Stated exercise
Extract each line of the data below exactly as written.

____ Data section

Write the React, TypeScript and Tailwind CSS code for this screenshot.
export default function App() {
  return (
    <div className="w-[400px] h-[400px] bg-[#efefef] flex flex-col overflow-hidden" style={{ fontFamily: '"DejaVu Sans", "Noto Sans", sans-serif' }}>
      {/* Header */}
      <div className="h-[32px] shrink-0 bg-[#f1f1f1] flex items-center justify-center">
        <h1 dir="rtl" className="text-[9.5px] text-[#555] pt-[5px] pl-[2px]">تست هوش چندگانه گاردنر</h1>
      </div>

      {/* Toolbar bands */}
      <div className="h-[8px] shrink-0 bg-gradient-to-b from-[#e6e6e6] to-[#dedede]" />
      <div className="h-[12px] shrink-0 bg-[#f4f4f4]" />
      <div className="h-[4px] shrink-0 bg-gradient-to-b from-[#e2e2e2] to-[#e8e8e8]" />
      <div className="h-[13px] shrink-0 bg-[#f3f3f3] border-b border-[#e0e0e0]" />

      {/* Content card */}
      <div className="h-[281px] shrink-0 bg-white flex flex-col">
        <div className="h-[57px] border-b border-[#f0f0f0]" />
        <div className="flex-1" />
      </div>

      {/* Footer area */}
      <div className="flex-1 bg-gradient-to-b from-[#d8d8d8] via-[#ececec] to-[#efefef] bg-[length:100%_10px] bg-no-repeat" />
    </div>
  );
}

________

Answer to this problem
Write the React, TypeScript and Tailwind CSS code for this screenshot.
export default function App() {
  return (
    <div className="w-[400px] h-[400px] bg-[#efefef] flex flex-col overflow-hidden" style={{ fontFamily: '"DejaVu Sans", "Noto Sans", sans-serif' }}>
      {/* Header */}
      <div className="h-[32px] shrink-0 bg-[#f1f1f1] flex items-center justify-center">
        <h1 dir="rtl" className="text-[9.5px] text-[#555] pt-[5px] pl-[2px]">تست هوش چندگانه گاردنر</h1>
      </div>

      {/* Toolbar bands */}
      <div className="h-[8px] shrink-0 bg-gradient-to-b from-[#e6e6e6] to-[#dedede]" />
      <div className="h-[12px] shrink-0 bg-[#f4f4f4]" />
      <div className="h-[4px] shrink-0 bg-gradient-to-b from-[#e2e2e2] to-[#e8e8e8]" />
      <div className="h-[13px] shrink-0 bg-[#f3f3f3] border-b border-[#e0e0e0]" />

      {/* Content card */}
      <div className="h-[281px] shrink-0 bg-white flex flex-col">
        <div className="h-[57px] border-b border-[#f0f0f0]" />
        <div className="flex-1" />
      </div>

      {/* Footer area */}
      <div className="flex-1 bg-gradient-to-b from-[#d8d8d8] via-[#ececec] to-[#efefef] bg-[length:100%_10px] bg-no-repeat" />
    </div>
  );
}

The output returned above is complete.